Code that builds pages:
Begin

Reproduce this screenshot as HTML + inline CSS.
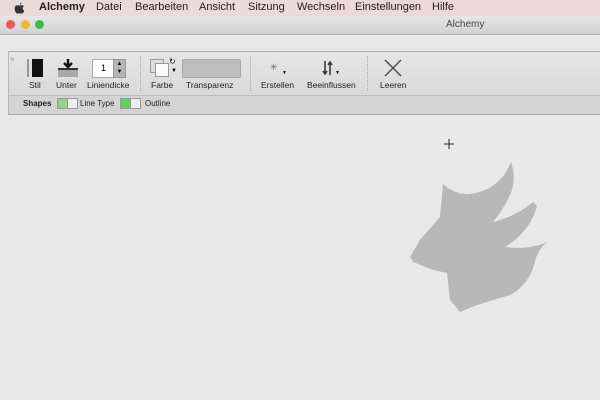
<!DOCTYPE html>
<html><head><style>
body{margin:0;width:600px;height:400px;overflow:hidden;background:#e9e9e9;font-family:"Liberation Sans",sans-serif;position:relative}
.a{position:absolute}
#menu{left:0;top:0;width:600px;height:16px;background:linear-gradient(90deg,#e9dcd8,#eed7d9);font-size:11px;color:#222}
#menu span{position:absolute;top:1px}
#title{left:0;top:16px;width:600px;height:18px;background:linear-gradient(#e7e7e7,#d2d2d2);border-bottom:1px solid #b0b0b0;font-size:10px;color:#444}
.dot{width:9px;height:9px;border-radius:50%;top:4px}
#tb{left:8px;top:51px;width:592px;height:43px;background:linear-gradient(#e6e6e6,#d9d9d9);border-top:1px solid #a9a9a9;border-left:1px solid #b8b8b8}
#sb{left:8px;top:95px;width:592px;height:18px;background:#d4d4d4;border-bottom:1px solid #a8a8a8;border-left:1px solid #b8b8b8;border-top:1px solid #bdbdbd}
.lb{font-size:8.5px;color:#222;top:80px}
.sep{width:0;border-left:1px dotted #aaa;top:56px;height:35px}
</style></head><body>
<div id="menu" class="a">
<svg class="a" style="left:14px;top:2px" width="11" height="12" viewBox="0 0 11 12"><path d="M7.5 0.5Q7.6 2.2 5.8 2.8Q5.7 1.2 7.5 0.5ZM5.5 3.6Q6.6 3 8 3.1Q9.3 3.3 9.9 4.3Q8.5 5.1 8.7 6.7Q8.9 8 10.3 8.6Q9.8 10.2 8.8 11.2Q8 12 7 11.5Q5.6 11 4.2 11.5Q3.2 12 2.4 11Q0.5 8.8 0.6 6.2Q0.8 3.5 3.2 3.2Q4.3 3.2 5.5 3.6Z" fill="#333"/></svg>
<span style="left:39px;font-weight:bold">Alchemy</span>
<span style="left:96px">Datei</span>
<span style="left:135px">Bearbeiten</span>
<span style="left:199px">Ansicht</span>
<span style="left:248px">Sitzung</span>
<span style="left:297px">Wechseln</span>
<span style="left:355px">Einstellungen</span>
<span style="left:432px">Hilfe</span>
</div>
<div id="title" class="a"><span class="a" style="left:446px;top:3px">Alchemy</span>
<div class="a dot" style="left:6px;background:#ee5a55"></div>
<div class="a dot" style="left:21px;background:#f2b536"></div>
<div class="a dot" style="left:35px;background:#3cb84a"></div></div>
<div id="tb" class="a"></div>
<div id="sb" class="a"></div>
<div class="a" style="left:10px;top:55px;font-size:8px;color:#888">×</div>
<div class="a" style="left:27px;top:59px;width:2px;height:18px;background:#999"></div>
<div class="a" style="left:32px;top:59px;width:11px;height:18px;background:#111"></div>
<div class="a lb" style="left:29px">Stil</div>
<svg class="a" style="left:58px;top:58px" width="20" height="20"><path d="M10 1v7M6 5l4 4 4-4" stroke="#111" stroke-width="2.5" fill="none"/><rect x="0" y="10" width="20" height="2" fill="#333"/><rect x="0" y="12" width="20" height="7" fill="#a8a8a8"/></svg>
<div class="a lb" style="left:56px">Unter</div>
<div class="a" style="left:92px;top:59px;width:21px;height:17px;background:#fff;border:1px solid #aaa;font-size:9px;text-align:center;line-height:17px">1</div>
<div class="a" style="left:113px;top:59px;width:11px;height:17px;background:#b5b5b5;border:1px solid #999;font-size:6px;line-height:8px;text-align:center">▲<br>▼</div>
<div class="a lb" style="left:87px">Liniendicke</div>
<div class="a sep" style="left:140px"></div>
<div class="a" style="left:150px;top:59px;width:12px;height:12px;background:#ddd;border:1px solid #999"></div>
<div class="a" style="left:155px;top:63px;width:12px;height:12px;background:#fafafa;border:1px solid #999"></div>
<div class="a" style="left:169px;top:57px;font-size:8px">↻</div>
<div class="a" style="left:171px;top:68px;font-size:6px">▼</div>
<div class="a lb" style="left:151px">Farbe</div>
<div class="a" style="left:182px;top:59px;width:57px;height:17px;background:#bdbdbd;border:1px solid #a9a9a9;border-radius:2px"></div>
<div class="a lb" style="left:186px">Transparenz</div>
<div class="a sep" style="left:250px"></div>
<div class="a" style="left:270px;top:62px;font-size:9px;color:#666">✳</div>
<div class="a" style="left:282px;top:70px;font-size:5px">▼</div>
<div class="a lb" style="left:261px">Erstellen</div>
<svg class="a" style="left:322px;top:60px" width="12" height="16"><path d="M3 1v13M1 11l2 3 2-3M8 15V2M6 5l2-3 2 3" stroke="#333" stroke-width="1.5" fill="none"/></svg>
<div class="a" style="left:335px;top:70px;font-size:5px">▼</div>
<div class="a lb" style="left:307px">Beeinflussen</div>
<div class="a sep" style="left:367px"></div>
<svg class="a" style="left:384px;top:59px" width="18" height="18"><path d="M1 1L17 17M17 1L1 17" stroke="#444" stroke-width="1.3"/></svg>
<div class="a lb" style="left:380px">Leeren</div>
<div class="a" style="left:23px;top:99px;font-size:8px;font-weight:bold;color:#222">Shapes</div>
<div class="a" style="left:57px;top:98px;width:9px;height:9px;background:#9ccf8c;border:1px solid #999"></div>
<div class="a" style="left:67px;top:98px;width:9px;height:9px;background:#eee;border:1px solid #999"></div>
<div class="a" style="left:80px;top:99px;font-size:8px;color:#222">Line Type</div>
<div class="a" style="left:120px;top:98px;width:9px;height:9px;background:#5fcf5f;border:1px solid #999"></div>
<div class="a" style="left:130px;top:98px;width:9px;height:9px;background:#eee;border:1px solid #999"></div>
<div class="a" style="left:145px;top:99px;font-size:8px;color:#222">Outline</div>
<svg class="a" style="left:0;top:0" width="600" height="400">
<path d="M444 144h10M449 139v10" stroke="#222" stroke-width="1"/>
<path d="M511 162 Q517 180 510 195 Q503 210 493 222 Q517 216 533 202 L537 206 Q530 232 505 247 Q530 250 547 242 Q538 250 536 258 Q530 285 510 295 L477 305 L460 312 L450 300 L447 273 L433 270 L413 262 L410 257 L420 240 L440 217 L442 195 L443 184 Q455 195 470 194 Q500 190 511 162 Z" fill="#b8b8b8"/>
</svg>
</body></html>
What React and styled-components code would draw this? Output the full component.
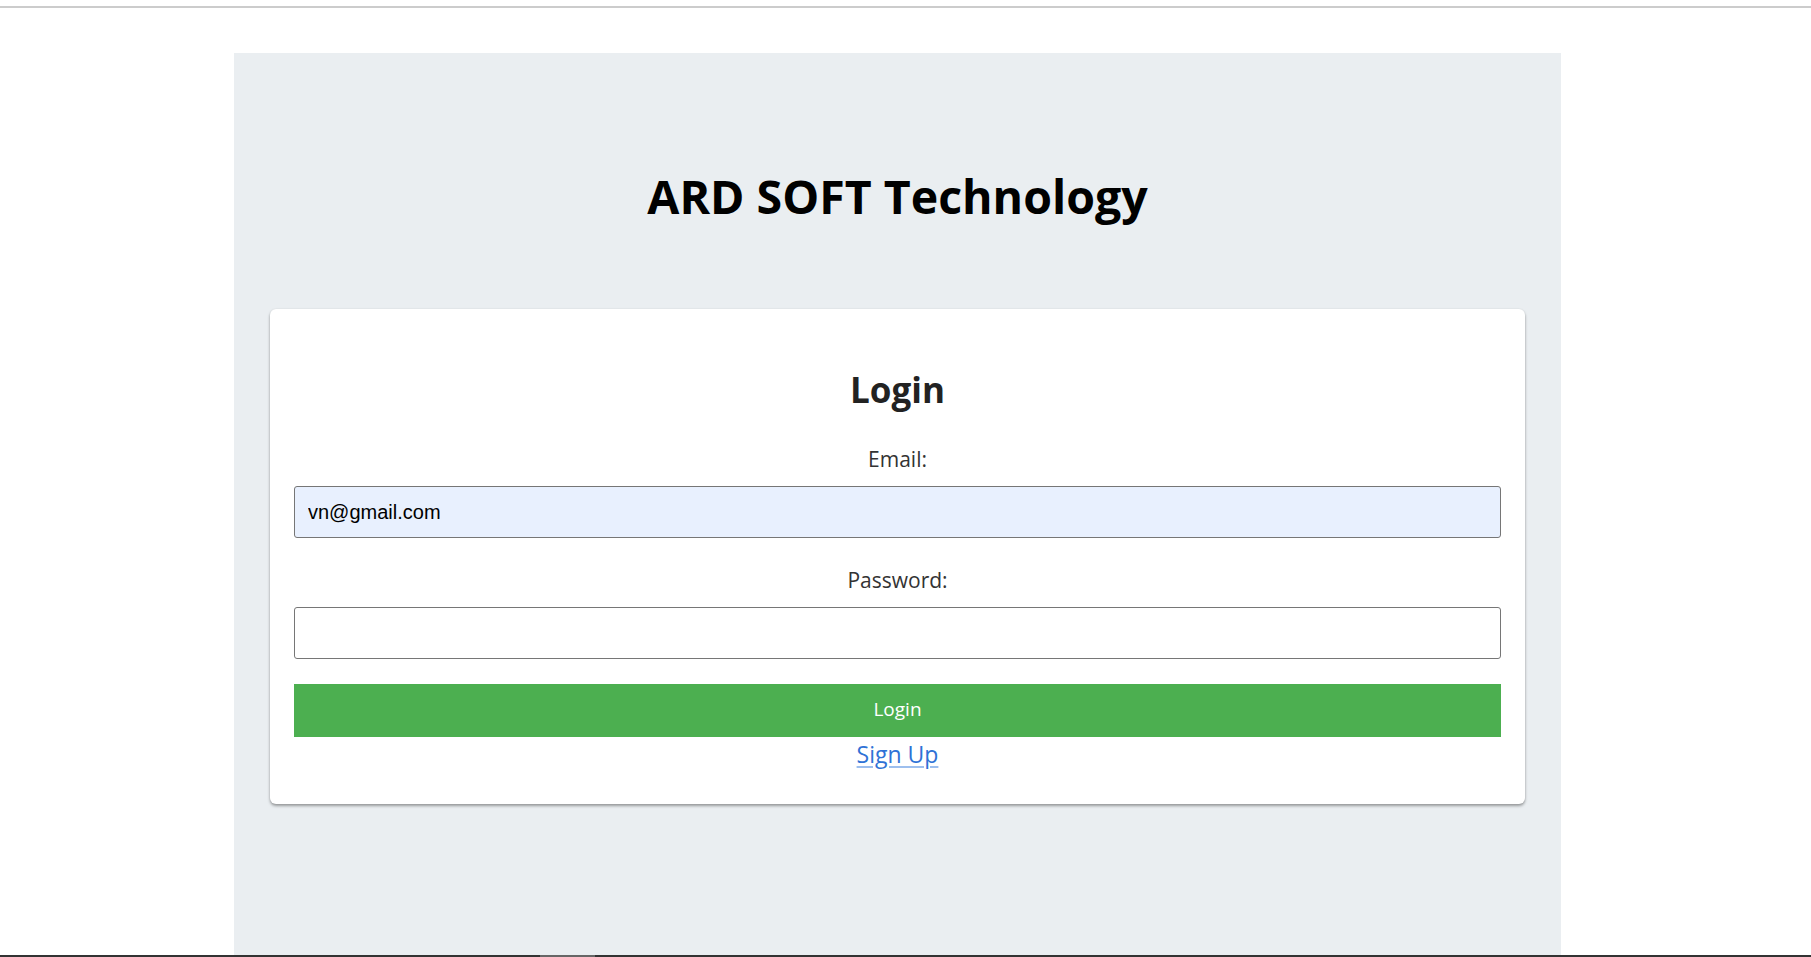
import React from "react";
import styled, { createGlobalStyle } from "styled-components";

const GlobalStyle = createGlobalStyle`
  html, body {
    margin: 0;
    padding: 0;
    background: #ffffff;
    overflow: hidden;
  }
  * {
    box-sizing: border-box;
  }
`;

const App = () => {
  return (
    <>
      <GlobalStyle />
      <TopRule />
      <Page>
        <Panel>
          <Title>ARD SOFT Technology</Title>
          <Card>
            <Form onSubmit={(e) => e.preventDefault()}>
              <Heading>Login</Heading>
              <Label htmlFor="email">Email:</Label>
              <Input id="email" type="email" defaultValue="vn@gmail.com" $filled />
              <Label htmlFor="password" $gap={27}>
                Password:
              </Label>
              <Input id="password" type="password" />
              <Button type="submit">Login</Button>
              <SignUp href="#">Sign Up</SignUp>
            </Form>
          </Card>
        </Panel>
      </Page>
      <BottomBar>
        <Thumb />
      </BottomBar>
    </>
  );
};

export default App;

const TopRule = styled.div`
  height: 2px;
  margin-top: 6px;
  background: #cccccc;
`;

const Page = styled.div`
  width: 1795px;
  display: flex;
  justify-content: center;
  padding-top: 45px;
`;

const Panel = styled.main`
  width: 1327px;
  height: calc(100vh - 53px);
  background: #eaeef1;
  display: flex;
  flex-direction: column;
  padding: 113px 36px 0;
`;

const Title = styled.h1`
  margin: 0;
  font-family: "Open Sans", "Noto Sans", sans-serif;
  font-weight: 700;
  font-size: 46.5px;
  line-height: 60px;
  color: #000000;
  text-align: center;
`;

const Card = styled.section`
  margin-top: 83px;
  background: #ffffff;
  border-radius: 6px;
  box-shadow: 0 2px 3px rgba(0, 0, 0, 0.35), 0 0 2px rgba(0, 0, 0, 0.08);
  padding: 24px 24px 35px;
`;

const Form = styled.form`
  display: flex;
  flex-direction: column;
  align-items: stretch;
`;

const Heading = styled.h2`
  margin: 37px 0 0;
  font-family: "Open Sans", "Noto Sans", sans-serif;
  font-weight: 700;
  font-size: 35px;
  line-height: 40px;
  color: #222222;
  text-align: center;
`;

const Label = styled.label`
  display: block;
  margin-top: ${(props) => props.$gap || 34}px;
  margin-bottom: 12px;
  font-family: "Open Sans", "Noto Sans", sans-serif;
  font-size: 21px;
  line-height: 30px;
  color: #333333;
  text-align: center;
`;

const Input = styled.input`
  width: 100%;
  height: 52px;
  padding: 0 13px;
  border: 1px solid #767676;
  border-radius: 3px;
  background: ${(props) => (props.$filled ? "#e8f0fe" : "#ffffff")};
  font-family: "Liberation Sans", Arial, sans-serif;
  font-size: 20px;
  color: #000000;
  outline: none;
`;

const Button = styled.button`
  margin-top: 25px;
  height: 53px;
  width: 100%;
  border: none;
  padding: 0 0 4px;
  background: #4caf50;
  color: #ffffff;
  font-family: "Open Sans", "Noto Sans", sans-serif;
  font-size: 19px;
  cursor: pointer;
`;

const SignUp = styled.a`
  align-self: center;
  margin-top: 2px;
  font-family: "Open Sans", "Noto Sans", sans-serif;
  font-size: 23px;
  line-height: 30px;
  color: #2f72d6;
  text-decoration: underline;
  text-decoration-color: #9dbfee;
  text-underline-offset: 3px;
`;

const BottomBar = styled.div`
  position: fixed;
  left: 0;
  right: 0;
  bottom: 0;
  height: 2px;
  background: #333333;
`;

const Thumb = styled.div`
  width: 55px;
  height: 100%;
  margin-left: 540px;
  background: #666666;
`;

End

## What is expected
Pull out and copy each line containing the string "components".

## Solution for this exercise
What React and styled-components code would draw this? Output the full component.
import styled, { createGlobalStyle } from "styled-components";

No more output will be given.